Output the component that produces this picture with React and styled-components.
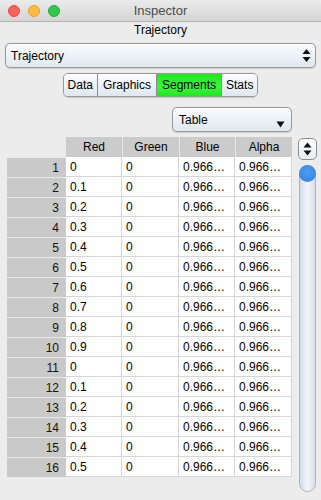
import React from 'react'
import styled, { createGlobalStyle, css } from 'styled-components'

const GlobalStyle = createGlobalStyle`
  html, body {
    margin: 0;
    padding: 0;
    background: #ececec;
  }
  body {
    font-family: "Liberation Sans", Arial, sans-serif;
    font-size: 12px;
    color: #000;
  }
`

const Window = styled.div`
  width: 321px;
  height: 500px;
  box-sizing: border-box;
  background: #ececec;
  display: flex;
  flex-direction: column;
  overflow: hidden;
  border-radius: 5px 5px 0 0;
`

const TitleBar = styled.div`
  height: 21px;
  flex: none;
  position: relative;
  display: flex;
  align-items: center;
  justify-content: center;
  background: linear-gradient(#ebebeb, #d5d5d5);
  border-bottom: 1px solid #b3b3b3;
  border-radius: 5px 5px 0 0;
`

const Lights = styled.div`
  position: absolute;
  left: 8px;
  top: 5px;
  display: flex;
  gap: 8px;
`

const Light = styled.span`
  width: 12px;
  height: 12px;
  box-sizing: border-box;
  border-radius: 50%;
  background: ${({ $fill }) => $fill};
  border: 1px solid ${({ $edge }) => $edge};
`

const WindowTitle = styled.div`
  font-size: 13px;
  color: #4c4c4c;
`

const Caption = styled.div`
  height: 18px;
  line-height: 17px;
  text-align: center;
  font-size: 12px;
`

const PopUp = styled.div`
  box-sizing: border-box;
  position: relative;
  height: 25px;
  border: 1px solid #999;
  border-radius: 5px;
  background: linear-gradient(#fafcfe, #dfe8f1);
  box-shadow: 0 0.5px 1px rgba(0, 0, 0, 0.15);
  display: flex;
  align-items: center;
  padding-left: 5px;
  font-size: 12px;
`

const SourcePopUp = styled(PopUp)`
  margin: 3px 5px 0 5px;
`

const Arrows = styled.svg`
  position: absolute;
  right: 4px;
  top: 4px;
`

const TabRow = styled.div`
  display: flex;
  justify-content: center;
  margin-top: 5px;
`

const Segmented = styled.div`
  display: flex;
  height: 24px;
  box-sizing: border-box;
  border: 1px solid #999;
  border-radius: 5px;
  overflow: hidden;
  box-shadow: 0 0.5px 1px rgba(0, 0, 0, 0.15);
`

const Segment = styled.div`
  display: flex;
  align-items: center;
  padding: 0 ${({ $pad }) => $pad}px;
  font-size: 12px;
  background: linear-gradient(#fbfcfe, #dfe7f0);
  & + & {
    border-left: 1px solid #8d8d8d;
  }
  ${({ $active }) =>
    $active &&
    css`
      background: linear-gradient(#1ee81e, #3cf53c 60%, #22e522);
    `}
`

const ViewRow = styled.div`
  display: flex;
  justify-content: flex-end;
  padding-right: 29px;
  margin-top: 10px;
`

const ViewPopUp = styled(PopUp)`
  width: 120px;
  padding-left: 6px;
`

const Body = styled.div`
  display: flex;
  margin-top: 5px;
  padding-left: 7px;
  gap: 6px;
`

const Table = styled.div`
  display: grid;
  grid-template-columns: 59px 56px 57px 56px 57px;
  grid-auto-rows: 20px;
  align-self: flex-start;
`

const Corner = styled.div``

const Head = styled.div`
  background: #cbcbcb;
  display: flex;
  align-items: center;
  justify-content: center;
  font-size: 12px;
  border-left: 1px solid #e6e6e6;
  &:nth-child(2) {
    border-left: none;
  }
`

const RowNum = styled.div`
  background: #c9c9c9;
  border-top: 1px solid #e9e9e9;
  display: flex;
  align-items: center;
  justify-content: flex-end;
  padding-right: 7px;
  color: #1a1208;
`

const Cell = styled.div`
  background: #fff;
  border-right: 1px solid #d6d6d6;
  border-bottom: 1px solid #d6d6d6;
  display: flex;
  align-items: center;
  padding-left: 4px;
  overflow: hidden;
  white-space: nowrap;
`

const Side = styled.div`
  width: 19px;
  display: flex;
  flex-direction: column;
  align-items: center;
  padding-top: 1px;
`

const Stepper = styled.div`
  width: 19px;
  height: 22px;
  box-sizing: border-box;
  border: 1px solid #8e8e8e;
  border-radius: 5px;
  background: linear-gradient(#fcfcfc, #e9eef3);
  display: flex;
  align-items: center;
  justify-content: center;
`

const Track = styled.div`
  margin-top: 5px;
  width: 17px;
  height: 327px;
  box-sizing: border-box;
  border: 1px solid #aab4c0;
  border-radius: 9px;
  background: linear-gradient(90deg, #d2dce8, #f2f5f9 50%, #d7e0ea);
  display: flex;
  justify-content: center;
  padding-top: 0;
`

const Knob = styled.div`
  width: 17px;
  height: 17px;
  margin-top: -1px;
  border-radius: 50%;
  background: radial-gradient(circle at 50% 40%, #4e9cf0, #2f7fe3);
  flex: none;
`

const reds = ['0', '0.1', '0.2', '0.3', '0.4', '0.5', '0.6', '0.7', '0.8', '0.9', '0', '0.1', '0.2', '0.3', '0.4', '0.5']

const UpDown = ({ w = 9, h = 14 }) => (
  <svg width={w} height={h} viewBox="0 0 9 14">
    <path d="M4.5 0.5 L8.5 5.5 L0.5 5.5 Z" fill="#111" />
    <path d="M4.5 13.5 L8.5 8.5 L0.5 8.5 Z" fill="#111" />
  </svg>
)

const App = () => (
  <>
    <GlobalStyle />
    <Window>
      <TitleBar>
        <Lights>
          <Light $fill="#fc605c" $edge="#de4a45" />
          <Light $fill="#fdbc40" $edge="#dea236" />
          <Light $fill="#34c84a" $edge="#28a93a" />
        </Lights>
        <WindowTitle>Inspector</WindowTitle>
      </TitleBar>
      <Caption>Trajectory</Caption>

      <SourcePopUp>
        Trajectory
        <Arrows width="9" height="15" viewBox="0 0 9 14">
          <path d="M4.5 0.5 L8.5 5.5 L0.5 5.5 Z" fill="#111" />
          <path d="M4.5 13.5 L8.5 8.5 L0.5 8.5 Z" fill="#111" />
        </Arrows>
      </SourcePopUp>

      <TabRow>
        <Segmented>
          <Segment $pad={4}>Data</Segment>
          <Segment $pad={5}>Graphics</Segment>
          <Segment $pad={5} $active>Segments</Segment>
          <Segment $pad={4}>Stats</Segment>
        </Segmented>
      </TabRow>

      <ViewRow>
        <ViewPopUp>
          Table
          <Arrows width="9" height="7" viewBox="0 0 9 7" style={{ top: 13, right: 6 }}>
            <path d="M0.5 0.5 L8.5 0.5 L4.5 6.5 Z" fill="#111" />
          </Arrows>
        </ViewPopUp>
      </ViewRow>

      <Body>
        <Table>
          <Corner />
          <Head>Red</Head>
          <Head>Green</Head>
          <Head>Blue</Head>
          <Head>Alpha</Head>
          {reds.map((r, i) => (
            <React.Fragment key={i}>
              <RowNum>{i + 1}</RowNum>
              <Cell>{r}</Cell>
              <Cell>0</Cell>
              <Cell>0.966…</Cell>
              <Cell>0.966…</Cell>
            </React.Fragment>
          ))}
        </Table>
        <Side>
          <Stepper>
            <UpDown />
          </Stepper>
          <Track>
            <Knob />
          </Track>
        </Side>
      </Body>
    </Window>
  </>
)

export default App
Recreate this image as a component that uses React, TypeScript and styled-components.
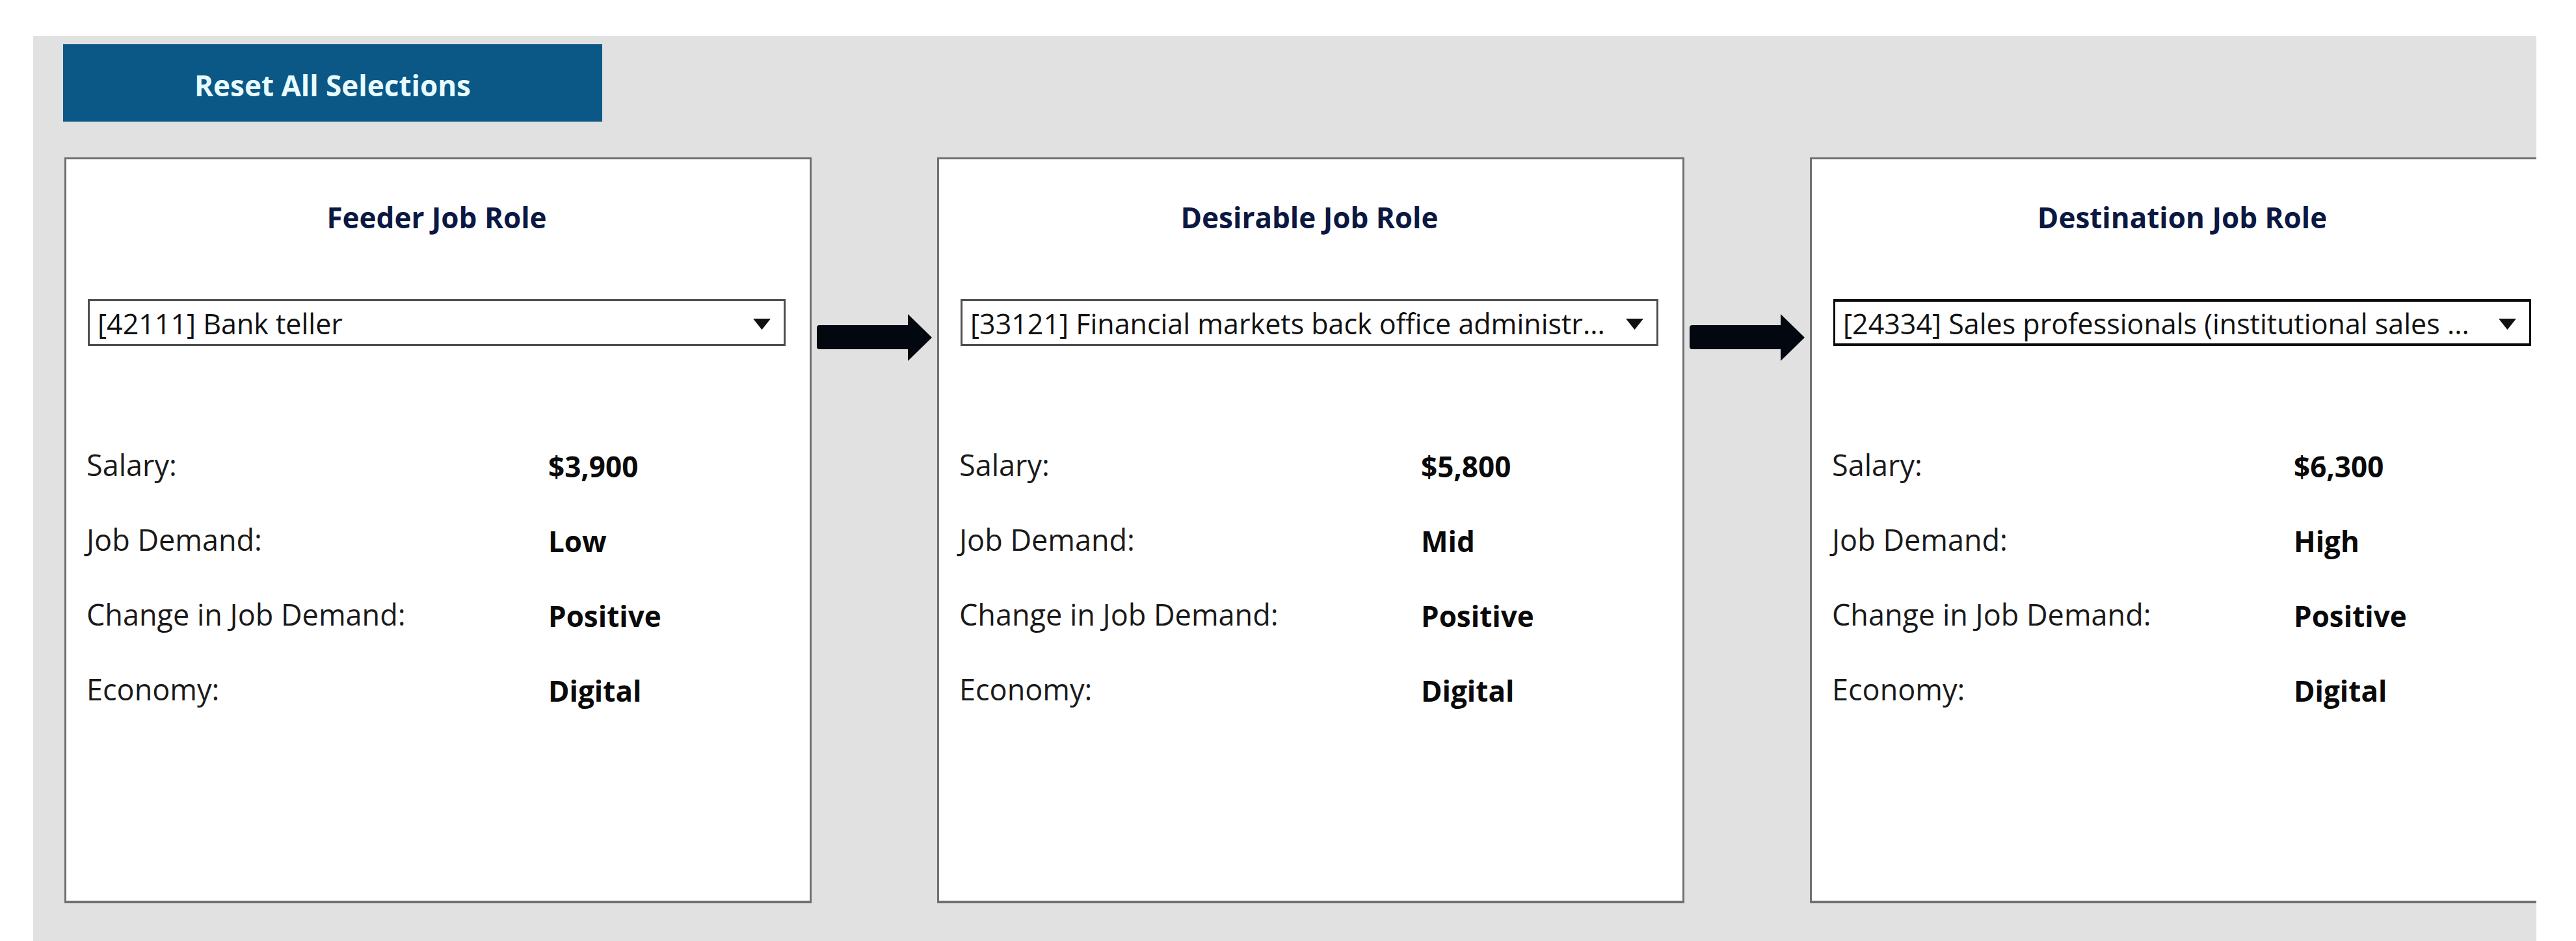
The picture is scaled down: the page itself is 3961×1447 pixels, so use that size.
import React from "react";
import styled, { createGlobalStyle } from "styled-components";

const GlobalStyle = createGlobalStyle`
  html, body {
    margin: 0;
    padding: 0;
    background: #ffffff;
    overflow: hidden;
  }
  body {
    font-family: "Open Sans", "Noto Sans", "Liberation Sans", sans-serif;
  }
  * { box-sizing: border-box; }
`;

const Page = styled.div`
  width: 3961px;
  height: 1447px;
  padding: 55px 0 0 51px;
  background: #ffffff;
  overflow: hidden;
`;

const Dashboard = styled.div`
  width: 3849px;
  height: 1392px;
  background: #e1e1e1;
  overflow: hidden;
  padding: 13px 0 0 48px;
  display: flex;
  flex-direction: column;
  align-items: flex-start;
  gap: 55px;
`;

const ResetButton = styled.button`
  width: 829px;
  height: 119px;
  margin-left: -2px;
  padding: 7px 0 0 0;
  border: none;
  background: #0b5887;
  color: #e8fbff;
  font-family: "Open Sans", "Noto Sans", sans-serif;
  font-weight: 700;
  font-size: 44px;
  line-height: 53px;
  text-align: center;
  cursor: pointer;
`;

const Flow = styled.div`
  display: flex;
  align-items: flex-start;
  flex-shrink: 0;
`;

const Card = styled.section`
  width: 1149px;
  height: 1147px;
  flex-shrink: 0;
  background: #ffffff;
  border: 3px solid #707070;
  border-bottom-width: 4px;
  padding: 63px 37px 0 33px;
  display: flex;
  flex-direction: column;
`;

const Title = styled.h2`
  margin: 0;
  text-align: center;
  font-size: 44px;
  line-height: 53px;
  font-weight: 700;
  color: #0b1842;
`;

const Dropdown = styled.div<{ $active?: boolean }>`
  margin-top: 99px;
  height: 72px;
  display: flex;
  align-items: center;
  gap: 22px;
  padding: 4px 20px 0 12px;
  border: 3px solid ${(p) => (p.$active ? "#0a0a0a" : "#4e4e4e")};
  border-width: ${(p) => (p.$active ? "4px 3px 4px 3px" : "3px")};
  background: #ffffff;
  color: #111111;
`;

const DropdownText = styled.span`
  flex: 1;
  min-width: 0;
  white-space: nowrap;
  font-size: 43px;
  line-height: 62px;
`;

const Caret = styled.svg`
  flex-shrink: 0;
  width: 27px;
  height: 17px;
`;

const Stats = styled.dl`
  margin: 156px 0 0 -2px;
  display: grid;
  grid-template-columns: 710px 1fr;
  row-gap: 59px;
  line-height: 53px;
`;

const Label = styled.dt`
  margin: 0;
  color: #1a1a1a;
  font-size: 45px;
  font-weight: 400;
`;

const Value = styled.dd`
  margin: 0;
  color: #0a0a0a;
  font-size: 44px;
  font-weight: 700;
  padding-top: 3px;
`;

const ArrowSlot = styled.div`
  width: 193px;
  flex-shrink: 0;
  padding-top: 241px;
  display: flex;
  justify-content: center;
`;

const ArrowSvg = styled.svg`
  width: 177px;
  height: 72px;
  display: block;
`;

type Role = {
  title: string;
  selection: string;
  salary: string;
  demand: string;
  change: string;
  economy: string;
  active?: boolean;
};

const roles: Role[] = [
  {
    title: "Feeder Job Role",
    selection: "[42111] Bank teller",
    salary: "$3,900",
    demand: "Low",
    change: "Positive",
    economy: "Digital",
  },
  {
    title: "Desirable Job Role",
    selection: "[33121] Financial markets back office administr...",
    salary: "$5,800",
    demand: "Mid",
    change: "Positive",
    economy: "Digital",
  },
  {
    title: "Destination Job Role",
    selection: "[24334] Sales professionals (institutional sales ...",
    salary: "$6,300",
    demand: "High",
    change: "Positive",
    economy: "Digital",
    active: true,
  },
];

const Arrow = () => (
  <ArrowSlot>
    <ArrowSvg viewBox="0 0 177 72" aria-hidden="true">
      <path
        d="M4 17 H140 V0 L177 36 L140 72 V54 H4 Q0 54 0 50 V21 Q0 17 4 17 Z"
        fill="#03070f"
      />
    </ArrowSvg>
  </ArrowSlot>
);

const RoleCard = ({ role }: { role: Role }) => (
  <Card>
    <Title>{role.title}</Title>
    <Dropdown $active={role.active}>
      <DropdownText>{role.selection}</DropdownText>
      <Caret viewBox="0 0 27 17" aria-hidden="true">
        <polygon points="0,0 27,0 13.5,17" fill="#111111" />
      </Caret>
    </Dropdown>
    <Stats>
      <Label>Salary:</Label>
      <Value>{role.salary}</Value>
      <Label>Job Demand:</Label>
      <Value>{role.demand}</Value>
      <Label>Change in Job Demand:</Label>
      <Value>{role.change}</Value>
      <Label>Economy:</Label>
      <Value>{role.economy}</Value>
    </Stats>
  </Card>
);

export default function App() {
  return (
    <>
      <GlobalStyle />
      <Page>
        <Dashboard>
          <ResetButton type="button">Reset All Selections</ResetButton>
          <Flow>
            {roles.map((role, i) => (
              <React.Fragment key={role.title}>
                {i > 0 && <Arrow />}
                <RoleCard role={role} />
              </React.Fragment>
            ))}
          </Flow>
        </Dashboard>
      </Page>
    </>
  );
}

◆ ◆ ◆ ◆

> **Work to be completed**: Search the records for the word "React". Copy every line that has it.

> **The completed task**:
Output the component that produces this picture with React and styled-components.
import React from 'react'
            <React.Fragment key={i}>
            </React.Fragment>
Recreate this image as a component that uses React, TypeScript and styled-components.
import React from "react";
              <React.Fragment key={role.title}>
              </React.Fragment>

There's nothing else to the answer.